UN GRAND TRAGIQUE FRANÇAIS — GLUCK


« Poursuivons jusqu’au trépas
L’ennemi qui nous offense. »


Telles sont les paroles d’un chœur célèbre de l’Armide de Gluck. Et la musique, par la mélodie, par le mouvement et le rythme, en renforce, avec une puissance singulière, les deux idées, ou les deux sentimens : celui de la poursuite et celui de l’offense. Faisons tous aujourd’hui, chacun selon nos moyens, ce que le poète et le musicien nous commandent. Faisons même davantage. Poursuivre l’ennemi ne suffit pas. Dépouillons-le, s’il se peut. Aussi bien, et rien que dans l’ordre de l’esprit, en attendant de moins abstraites revanches, ni les occasions ni le droit ne nous manquent d’exercer sur l’Allemagne de légitimes et copieuses reprises. Nous avons naguère, ici même[1], revendiqué pour la Flandre la race et comme le sang de Beethoven. Si le génie se divisait, — et, dans une certaine mesure, on peut le diviser en effet, — l’Italie aurait beaucoup à prétendre sur certaines parties, vraiment irredente, du royaume de Mozart. Aujourd’hui, c’est pour la France que nous revendiquons le plus grand maître de la scène lyrique française. S’il est Allemand, Autrichien, par le nom et par la naissance, Christophe Willibald Gluck a, par ses chefs-d’œuvre, effacé l’erreur, ou la tare, de son origine.

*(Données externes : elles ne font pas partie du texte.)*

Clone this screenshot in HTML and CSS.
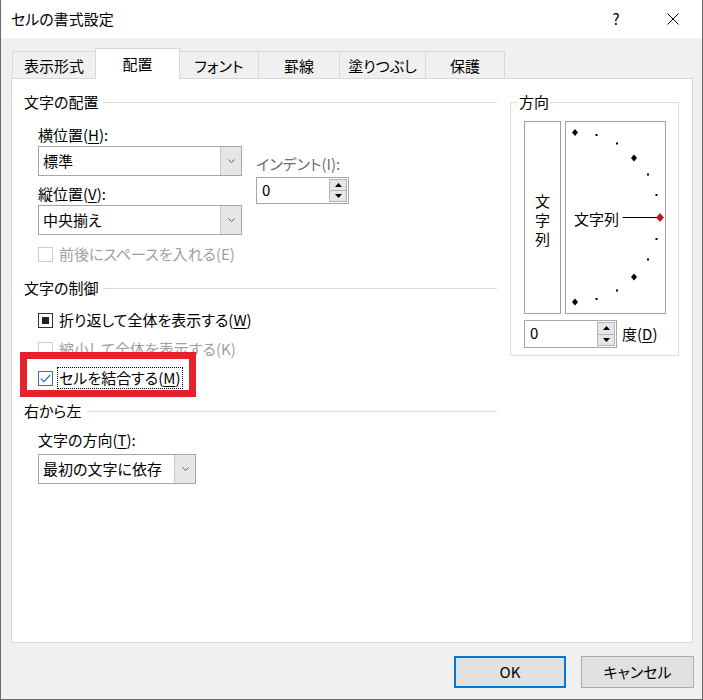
FILE: index.html
```html
<!DOCTYPE html>
<html lang="ja">
<head>
<meta charset="utf-8">
<title>セルの書式設定</title>
<link rel="stylesheet" href="styles.css">
</head>
<body>
<div class="window">
  <div class="titlebar">
    <span class="title">セルの書式設定</span>
    <span class="help">?</span>
    <span class="close"><svg width="12" height="12" viewBox="0 0 12 12"><path d="M0.5 0.5L11.5 11.5M11.5 0.5L0.5 11.5" stroke="#000" stroke-width="1" fill="none"/></svg></span>
  </div>
  <div class="main">
    <div class="tabs">
      <div class="tab t1">表示形式</div>
      <div class="tab t2 sel">配置</div>
      <div class="tab t3">フォント</div>
      <div class="tab t4">罫線</div>
      <div class="tab t5">塗りつぶし</div>
      <div class="tab t6">保護</div>
    </div>
    <div class="panel">
      <div class="col-left">
        <div class="grp"><span>文字の配置</span><i class="rule"></i></div>
        <div class="align-block">
          <div class="align-main">
            <div class="lbl">横位置(<u>H</u>):</div>
            <div class="combo w204"><span class="val">標準</span><span class="drop"><svg width="7" height="4" viewBox="0 0 7 4"><path d="M0.5 0.5L3.5 3.5L6.5 0.5" stroke="#5a5a5a" fill="none"/></svg></span></div>
            <div class="lbl mt7">縦位置(<u>V</u>):</div>
            <div class="combo w204"><span class="val">中央揃え</span><span class="drop"><svg width="7" height="4" viewBox="0 0 7 4"><path d="M0.5 0.5L3.5 3.5L6.5 0.5" stroke="#5a5a5a" fill="none"/></svg></span></div>
          </div>
          <div class="indent">
            <div class="lbl dim">インデント(I):</div>
            <div class="spin w93i"><span class="val">0</span><span class="btns"><span><svg width="7" height="4" viewBox="0 0 7 4"><path d="M0 4L3.5 0L7 4Z" fill="#000"/></svg></span><span><svg width="7" height="4" viewBox="0 0 7 4"><path d="M0 0L3.5 4L7 0Z" fill="#000"/></svg></span></span></div>
          </div>
        </div>
        <div class="chk disabled r1"><span class="box"></span><span>前後にスペースを入れる(E)</span></div>

        <div class="grp g2"><span>文字の制御</span><i class="rule"></i></div>
        <div class="chk r2"><span class="box"><i class="ind"></i></span><span>折り返して全体を表示する(<u>W</u>)</span></div>
        <div class="chk disabled r3"><span class="box"></span><span>縮小して全体を表示する(K)</span></div>
        <div class="chk r4 merge">
          <span class="box checked"><svg width="11" height="9" viewBox="0 0 11 9"><path d="M0.8 4.6L3.8 7.6L10.2 1" stroke="#2a72c8" stroke-width="1.3" fill="none"/></svg></span>
          <span class="focus">セルを結合する(<u>M</u>)</span>
          <span class="mark"></span>
        </div>

        <div class="grp g3"><span>右から左</span><i class="rule"></i></div>
        <div class="lbl ind14 l3">文字の方向(<u>T</u>):</div>
        <div class="combo w158 ind14 c3"><span class="val">最初の文字に依存</span><span class="drop"><svg width="7" height="4" viewBox="0 0 7 4"><path d="M0.5 0.5L3.5 3.5L6.5 0.5" stroke="#5a5a5a" fill="none"/></svg></span></div>
      </div>

      <fieldset class="dir">
        <legend>方向</legend>
        <div class="dir-row">
          <div class="vbox"><span>文<br>字<br>列</span></div>
          <div class="arc">
            <svg width="99" height="191" viewBox="0 0 99 191">
              <g fill="#000">
                <path d="M9 7L12 10.5L9 14L6 10.5Z"/>
                <path d="M68 32.5L71 36L68 39.5L65 36Z"/>
                <path d="M68 151.5L71 155L68 158.5L65 155Z"/>
                <path d="M9 176.5L12 180L9 183.5L6 180Z"/>
                <rect x="29.5" y="12" width="2" height="2"/>
                <rect x="50" y="20.5" width="2" height="2"/>
                <rect x="81" y="51.5" width="2" height="2"/>
                <rect x="89.5" y="72" width="2" height="2"/>
                <rect x="89.5" y="116" width="2" height="2"/>
                <rect x="81" y="136.5" width="2" height="2"/>
                <rect x="50" y="167.5" width="2" height="2"/>
                <rect x="29.5" y="176" width="2" height="2"/>
              </g>
              <path d="M56.5 95.5H91" stroke="#000" stroke-width="1"/>
              <path d="M94 91.5L97.5 95.5L94 99.5L90.5 95.5Z" fill="#d0101c" stroke="#7a0000" stroke-width="0.6"/>
              <text x="8" y="103" class="arctext">文字列</text>
            </svg>
          </div>
        </div>
        <div class="deg-row">
          <div class="spin w93d"><span class="val">0</span><span class="btns"><span><svg width="7" height="4" viewBox="0 0 7 4"><path d="M0 4L3.5 0L7 4Z" fill="#000"/></svg></span><span><svg width="7" height="4" viewBox="0 0 7 4"><path d="M0 0L3.5 4L7 0Z" fill="#000"/></svg></span></span></div>
          <span>度(<u>D</u>)</span>
        </div>
      </fieldset>
    </div>
    <div class="buttons">
      <div class="btn ok">OK</div>
      <div class="btn cancel">キャンセル</div>
    </div>
  </div>
</div>
</body>
</html>
```

FILE: styles.css
```css
* { box-sizing: border-box; }
body { margin: 0; background: #fff; }

.window {
  width: 703px;
  height: 700px;
  border: 1px solid #6b6b6b;
  border-top: 0;
  background: #f0f0f0;
  font-family: "Noto Sans CJK JP", "Noto Sans", sans-serif;
  font-size: 15px;
  line-height: 22px;
  color: #000;
  font-feature-settings: "palt" 1;
  display: flex;
  flex-direction: column;
  overflow: hidden;
}

u { text-decoration: underline; text-underline-offset: 2px; text-decoration-thickness: 1px; }

/* title bar */
.titlebar {
  height: 38px;
  background: #fff;
  display: flex;
  align-items: center;
  padding-left: 10px;
  flex: none;
}
.title { flex: 1; }
.help { width: 56px; text-align: center; }
.close {
  width: 58px;
  height: 38px;
  display: flex;
  align-items: center;
  justify-content: center;
}

/* main area */
.main {
  flex: 1;
  display: flex;
  flex-direction: column;
  padding: 10px 9px 0 10px;
}

.tabs {
  display: flex;
  align-items: flex-end;
  height: 30px;
  padding-left: 1px;
  flex: none;
}
.tab {
  height: 27px;
  border: 1px solid #d9d9d9;
  border-bottom: 0;
  margin-left: -1px;
  text-align: center;
  line-height: 27px;
  background: #f0f0f0;
}
.tab.t1 { margin-left: 0; width: 84px; }
.tab.t2 { width: 85px; }
.tab.t3 { width: 80px; }
.tab.t4 { width: 82px; }
.tab.t5 { width: 87px; }
.tab.t6 { width: 80px; }
.tab.sel {
  height: 31px;
  margin-bottom: -1px;
  background: #fff;
  position: relative;
  z-index: 1;
  line-height: 30px;
}

.panel {
  height: 565px;
  flex: none;
  background: #fff;
  border: 1px solid #d9d9d9;
  display: flex;
  align-items: flex-start;
  gap: 13px;
  padding: 12px 12px 0 12px;
}

.col-left {
  width: 473px;
  display: flex;
  flex-direction: column;
}

.grp { display: flex; align-items: center; height: 22px; }
.grp .rule { flex: 1; height: 1px; background: #dcdcdc; margin-left: 5px; }
.grp.g2 { margin-top: 12px; }
.grp.g3 { margin-top: 11px; }

.align-block {
  display: flex;
  gap: 14px;
  margin-top: 11px;
  padding-left: 14px;
}
.align-main { width: 204px; display: flex; flex-direction: column; }
.indent { padding-top: 29px; width: 93px; display: flex; flex-direction: column; }
.indent .spin { margin-top: 2px; }

.lbl { height: 22px; line-height: 22px; white-space: nowrap; }
.lbl.mt7 { margin-top: 7px; }
.lbl.dim { color: #6d6d6d; }
.ind14 { margin-left: 14px; }
.lbl.l3 { margin-top: 7px; }

/* combo box */
.combo {
  display: flex;
  height: 30px;
  border: 1px solid #a6a6a6;
  background: #fff;
}
.combo.w204 { width: 204px; }
.combo.w158 { width: 158px; }
.combo.c3 { margin-top: 3px; }
.combo .val { flex: 1; padding-left: 4px; line-height: 28px; white-space: nowrap; }
.combo .drop {
  width: 21px;
  background: #e6e6e6;
  border-left: 1px solid #c9c9c9;
  display: flex;
  align-items: center;
  justify-content: center;
}

/* spinner */
.spin {
  display: flex;
  border: 1px solid #a6a6a6;
  background: #fff;
  padding: 1px;
}
.spin.w93i { width: 93px; height: 27px; }
.spin.w93d { width: 93px; height: 28px; }
.spin .val { flex: 1; padding-left: 4px; line-height: 22px; }
.spin .btns { width: 18px; display: flex; flex-direction: column; }
.spin .btns span {
  flex: 1;
  background: #e6e6e6;
  border: 1px solid #b4b4b4;
  display: flex;
  align-items: center;
  justify-content: center;
}
.spin .btns span + span { border-top: 0; }

/* checkboxes */
.chk {
  display: flex;
  align-items: center;
  height: 22px;
  margin-left: 14px;
  white-space: nowrap;
}
.chk.r1 { margin-top: 8px; }
.chk.r2 { margin-top: 10px; }
.chk.r3 { margin-top: 7px; }
.chk.r4 { margin-top: 7px; }
.box {
  width: 15px;
  height: 15px;
  border: 1px solid #333;
  background: #fff;
  margin-right: 6px;
  display: flex;
  align-items: center;
  justify-content: center;
  flex: none;
}
.box .ind { width: 7px; height: 7px; background: #222; display: block; }
.box.checked { border-color: #2a72c8; }
.chk.disabled { color: #a0a0a0; }
.chk.disabled .box { border-color: #cccccc; }
.focus {
  border: 1px dotted #000;
  padding: 0 1px;
  line-height: 20px;
  margin-left: -2px;
}
.merge { position: relative; }
.merge .mark {
  position: absolute;
  left: -18px;
  top: -15px;
  width: 176px;
  height: 45px;
  border: 7px solid #e8202a;
}

/* direction group */
.dir {
  margin: 0;
  width: 169px;
  min-width: 0;
  border: 1px solid #dcdcdc;
  padding: 8px 12px 7px 13px;
}
.dir legend {
  padding: 0 1px;
  margin-left: -6px;
  line-height: 22px;
}
.dir-row { display: flex; gap: 4px; }
.vbox {
  width: 37px;
  height: 193px;
  border: 1px solid #a0a0a0;
  display: flex;
  align-items: center;
  justify-content: center;
  text-align: center;
  line-height: 19px;
  padding-top: 4px;
}
.arc {
  width: 101px;
  height: 193px;
  border: 1px solid #a0a0a0;
}
.arc svg { display: block; }
.arctext { font-size: 15px; fill: #000; }
.deg-row { display: flex; align-items: center; gap: 5px; margin-top: 6px; }

/* buttons */
.buttons {
  display: flex;
  justify-content: flex-end;
  gap: 15px;
  margin-top: 13px;
  margin-right: -1px;
}
.btn {
  height: 32px;
  background: #e1e1e1;
  border: 1px solid #adadad;
  display: flex;
  align-items: center;
  justify-content: center;
}
.btn.ok { width: 112px; border: 2px solid #0078d7; }
.btn.cancel { width: 113px; }
```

Français, et Français à la manière classique, la plus belle de toutes les manières, le musicien d’Orphée et d’Alceste, d’Armide et des deux Iphigénie, l’est pour plus d’une raison. La première, c’est que Gluck a transposé dans l’ordre sonore, l’idéal, littéraire ou plastique, de l’antiquité, et, plus précisément de la Grèce. Nous l’avons dit mainte fois,

  1. Voyez la Revue du 15 décembre 1914.